# Written instruction:
Would you transcribe the listing that follows, character for character, and omit its images?

# Interface markup and scripts:
------------

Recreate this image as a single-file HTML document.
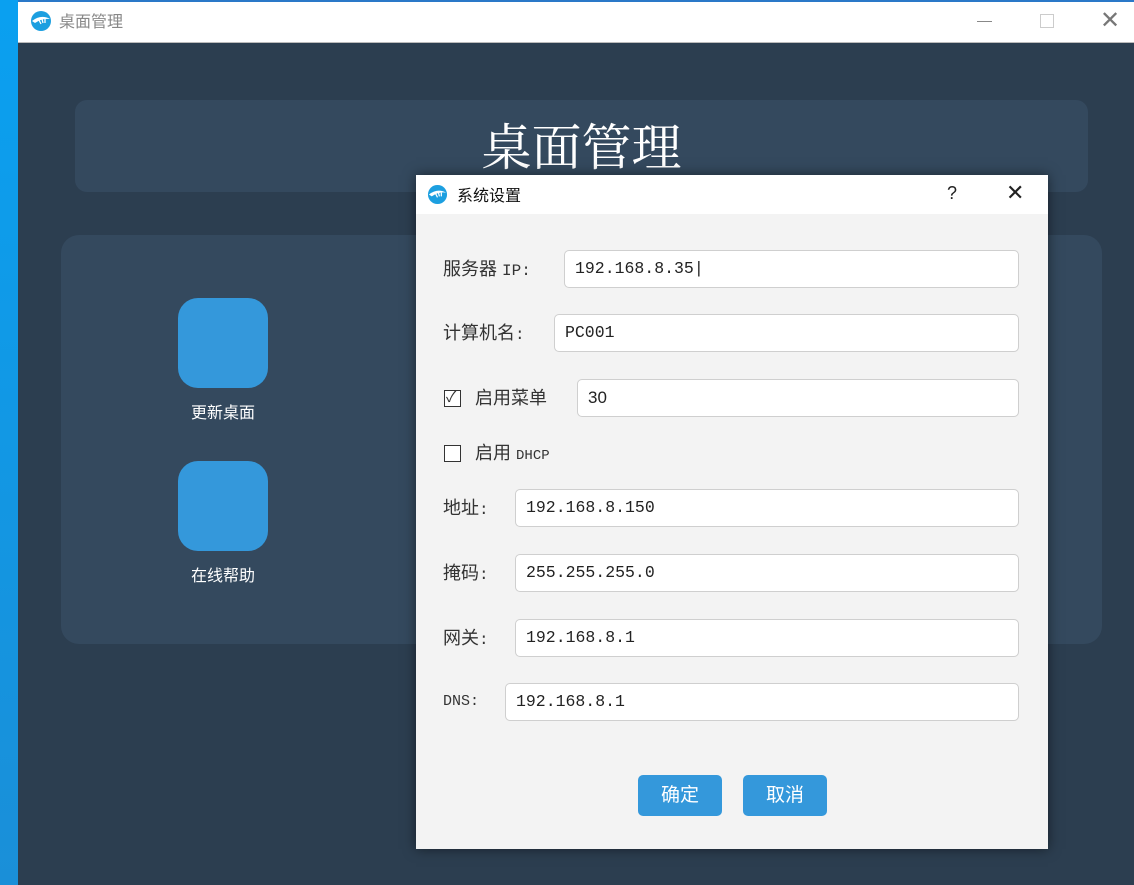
<!DOCTYPE html>
<html><head><meta charset="utf-8"><style>
*{margin:0;padding:0;box-sizing:border-box}
body{width:1134px;height:885px;overflow:hidden;position:relative;background:#2c3e50;font-family:"Liberation Sans","Noto Sans CJK SC",sans-serif}
.abs{position:absolute}
.lbl{position:absolute;font-size:18px;color:#333;height:38px;line-height:38px;white-space:nowrap}
.m{font-family:"Liberation Mono",monospace;font-size:16px}
.inp{position:absolute;height:38px;right:115px;background:#fff;border:1px solid #cfcfcf;border-radius:5px;font-family:"Liberation Mono",monospace;font-size:16.5px;color:#222;padding-left:10px;line-height:36px}
.btn{position:absolute;top:775px;width:84px;height:41px;background:#3498db;border-radius:5px;color:#fff;font-size:19px;text-align:center;line-height:41px}
.cb{position:absolute;left:444px;width:17px;height:17px;border:1.5px solid #333;background:#fff}
</style></head><body>
<div class="abs" style="left:0;top:0;width:18px;height:885px;background:linear-gradient(#0aa0f0,#1a8fd8)"></div>
<div class="abs" style="left:18px;top:0;width:1116px;height:43px;background:#fff;border-top:2px solid #2a78c8;border-bottom:1px solid #bbb"></div>
<svg class="abs" style="left:30px;top:10px" width="22" height="22" viewBox="0 0 22 22"><circle cx="11" cy="11" r="10" fill="#1c9fe0"/><path d="M2 11 Q11 4 20 9 Q12 8 5 13Z" fill="#fff"/><path d="M9 10l2 4M12 9l1 4M15 9l0 4" stroke="#fff" stroke-width="1.3"/></svg>
<div class="abs" style="left:59px;top:8px;font-size:16px;color:#888">桌面管理</div>
<div class="abs" style="left:977px;top:21px;width:15px;height:1px;background:#888"></div>
<div class="abs" style="left:1040px;top:14px;width:14px;height:14px;border:1px solid #ccc"></div>
<div class="abs" style="left:1100px;top:6px;font-size:24px;color:#777;font-weight:300">✕</div>

<div class="abs" style="left:75px;top:100px;width:1013px;height:92px;background:#34495e;border-radius:12px"></div>
<div class="abs" style="left:75px;top:108px;width:1013px;text-align:center;font-size:50px;color:#fff;font-family:'Noto Serif CJK SC',serif">桌面管理</div>
<div class="abs" style="left:61px;top:235px;width:1041px;height:409px;background:#34495e;border-radius:18px"></div>
<div class="abs" style="left:178px;top:298px;width:90px;height:90px;background:#3498db;border-radius:20px"></div>
<div class="abs" style="left:178px;top:399px;width:90px;text-align:center;color:#fff;font-size:16px">更新桌面</div>
<div class="abs" style="left:178px;top:461px;width:90px;height:90px;background:#3498db;border-radius:20px"></div>
<div class="abs" style="left:178px;top:562px;width:90px;text-align:center;color:#fff;font-size:16px">在线帮助</div>

<div class="abs" style="left:416px;top:175px;width:632px;height:674px;background:#f3f3f3;box-shadow:0 0 12px rgba(0,0,0,.5)">
<div style="height:39px;background:#fff"></div></div>
<svg class="abs" style="left:427px;top:184px" width="21" height="21" viewBox="0 0 22 22"><circle cx="11" cy="11" r="10" fill="#1c9fe0"/><path d="M2 11 Q11 4 20 9 Q12 8 5 13Z" fill="#fff"/><path d="M9 10l2 4M12 9l1 4M15 9l0 4" stroke="#fff" stroke-width="1.3"/></svg>
<div class="abs" style="left:457px;top:182px;font-size:16px;color:#111">系统设置</div>
<div class="abs" style="left:947px;top:183px;font-size:18px;color:#222">?</div>
<div class="abs" style="left:1006px;top:180px;font-size:22px;color:#222">✕</div>

<div class="lbl" style="left:443px;top:250px">服务器 <span class="m">IP:</span></div>
<div class="inp" style="left:564px;top:250px">192.168.8.35|</div>
<div class="lbl" style="left:443px;top:314px">计算机名<span class="m">:</span></div>
<div class="inp" style="left:554px;top:314px">PC001</div>
<div class="cb" style="top:390px"><span style="position:absolute;left:1px;top:-5px;font-size:15px;color:#333">✓</span></div>
<div class="lbl" style="left:475px;top:379px">启用菜单</div>
<div class="inp" style="left:577px;top:379px;font-family:'Liberation Sans',sans-serif;font-size:17px">30</div>
<div class="cb" style="top:445px"></div>
<div class="lbl" style="left:475px;top:434px">启用 <span class="m" style="font-size:14px">DHCP</span></div>
<div class="lbl" style="left:443px;top:489px">地址<span class="m">:</span></div>
<div class="inp" style="left:515px;top:489px">192.168.8.150</div>
<div class="lbl" style="left:443px;top:554px">掩码<span class="m">:</span></div>
<div class="inp" style="left:515px;top:554px">255.255.255.0</div>
<div class="lbl" style="left:443px;top:619px">网关<span class="m">:</span></div>
<div class="inp" style="left:515px;top:619px">192.168.8.1</div>
<div class="lbl m" style="left:443px;top:683px;font-size:15px">DNS:</div>
<div class="inp" style="left:505px;top:683px">192.168.8.1</div>
<div class="btn" style="left:638px">确定</div>
<div class="btn" style="left:743px">取消</div>
</body></html>
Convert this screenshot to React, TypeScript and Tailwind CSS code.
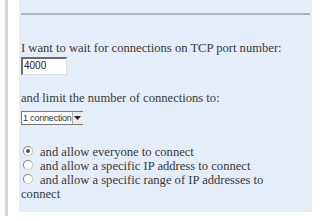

------------

# Correct result:
Recreate this image as a single-file HTML document.
<!DOCTYPE html>
<html><head><meta charset="utf-8"><style>
*{margin:0;padding:0;box-sizing:border-box}
body{width:1134px;height:885px;overflow:hidden;position:relative;background:#2c3e50;font-family:"Liberation Sans","Noto Sans CJK SC",sans-serif}
.abs{position:absolute}
.lbl{position:absolute;font-size:18px;color:#333;height:38px;line-height:38px;white-space:nowrap}
.m{font-family:"Liberation Mono",monospace;font-size:16px}
.inp{position:absolute;height:38px;right:115px;background:#fff;border:1px solid #cfcfcf;border-radius:5px;font-family:"Liberation Mono",monospace;font-size:16.5px;color:#222;padding-left:10px;line-height:36px}
.btn{position:absolute;top:775px;width:84px;height:41px;background:#3498db;border-radius:5px;color:#fff;font-size:19px;text-align:center;line-height:41px}
.cb{position:absolute;left:444px;width:17px;height:17px;border:1.5px solid #333;background:#fff}
</style></head><body>
<div class="abs" style="left:0;top:0;width:18px;height:885px;background:linear-gradient(#0aa0f0,#1a8fd8)"></div>
<div class="abs" style="left:18px;top:0;width:1116px;height:43px;background:#fff;border-top:2px solid #2a78c8;border-bottom:1px solid #bbb"></div>
<svg class="abs" style="left:30px;top:10px" width="22" height="22" viewBox="0 0 22 22"><circle cx="11" cy="11" r="10" fill="#1c9fe0"/><path d="M2 11 Q11 4 20 9 Q12 8 5 13Z" fill="#fff"/><path d="M9 10l2 4M12 9l1 4M15 9l0 4" stroke="#fff" stroke-width="1.3"/></svg>
<div class="abs" style="left:59px;top:8px;font-size:16px;color:#888">桌面管理</div>
<div class="abs" style="left:977px;top:21px;width:15px;height:1px;background:#888"></div>
<div class="abs" style="left:1040px;top:14px;width:14px;height:14px;border:1px solid #ccc"></div>
<div class="abs" style="left:1100px;top:6px;font-size:24px;color:#777;font-weight:300">✕</div>

<div class="abs" style="left:75px;top:100px;width:1013px;height:92px;background:#34495e;border-radius:12px"></div>
<div class="abs" style="left:75px;top:108px;width:1013px;text-align:center;font-size:50px;color:#fff;font-family:'Noto Serif CJK SC',serif">桌面管理</div>
<div class="abs" style="left:61px;top:235px;width:1041px;height:409px;background:#34495e;border-radius:18px"></div>
<div class="abs" style="left:178px;top:298px;width:90px;height:90px;background:#3498db;border-radius:20px"></div>
<div class="abs" style="left:178px;top:399px;width:90px;text-align:center;color:#fff;font-size:16px">更新桌面</div>
<div class="abs" style="left:178px;top:461px;width:90px;height:90px;background:#3498db;border-radius:20px"></div>
<div class="abs" style="left:178px;top:562px;width:90px;text-align:center;color:#fff;font-size:16px">在线帮助</div>

<div class="abs" style="left:416px;top:175px;width:632px;height:674px;background:#f3f3f3;box-shadow:0 0 12px rgba(0,0,0,.5)">
<div style="height:39px;background:#fff"></div></div>
<svg class="abs" style="left:427px;top:184px" width="21" height="21" viewBox="0 0 22 22"><circle cx="11" cy="11" r="10" fill="#1c9fe0"/><path d="M2 11 Q11 4 20 9 Q12 8 5 13Z" fill="#fff"/><path d="M9 10l2 4M12 9l1 4M15 9l0 4" stroke="#fff" stroke-width="1.3"/></svg>
<div class="abs" style="left:457px;top:182px;font-size:16px;color:#111">系统设置</div>
<div class="abs" style="left:947px;top:183px;font-size:18px;color:#222">?</div>
<div class="abs" style="left:1006px;top:180px;font-size:22px;color:#222">✕</div>

<div class="lbl" style="left:443px;top:250px">服务器 <span class="m">IP:</span></div>
<div class="inp" style="left:564px;top:250px">192.168.8.35|</div>
<div class="lbl" style="left:443px;top:314px">计算机名<span class="m">:</span></div>
<div class="inp" style="left:554px;top:314px">PC001</div>
<div class="cb" style="top:390px"><span style="position:absolute;left:1px;top:-5px;font-size:15px;color:#333">✓</span></div>
<div class="lbl" style="left:475px;top:379px">启用菜单</div>
<div class="inp" style="left:577px;top:379px;font-family:'Liberation Sans',sans-serif;font-size:17px">30</div>
<div class="cb" style="top:445px"></div>
<div class="lbl" style="left:475px;top:434px">启用 <span class="m" style="font-size:14px">DHCP</span></div>
<div class="lbl" style="left:443px;top:489px">地址<span class="m">:</span></div>
<div class="inp" style="left:515px;top:489px">192.168.8.150</div>
<div class="lbl" style="left:443px;top:554px">掩码<span class="m">:</span></div>
<div class="inp" style="left:515px;top:554px">255.255.255.0</div>
<div class="lbl" style="left:443px;top:619px">网关<span class="m">:</span></div>
<div class="inp" style="left:515px;top:619px">192.168.8.1</div>
<div class="lbl m" style="left:443px;top:683px;font-size:15px">DNS:</div>
<div class="inp" style="left:505px;top:683px">192.168.8.1</div>
<div class="btn" style="left:638px">确定</div>
<div class="btn" style="left:743px">取消</div>
</body></html>
Convert this screenshot to React, TypeScript and Tailwind CSS code.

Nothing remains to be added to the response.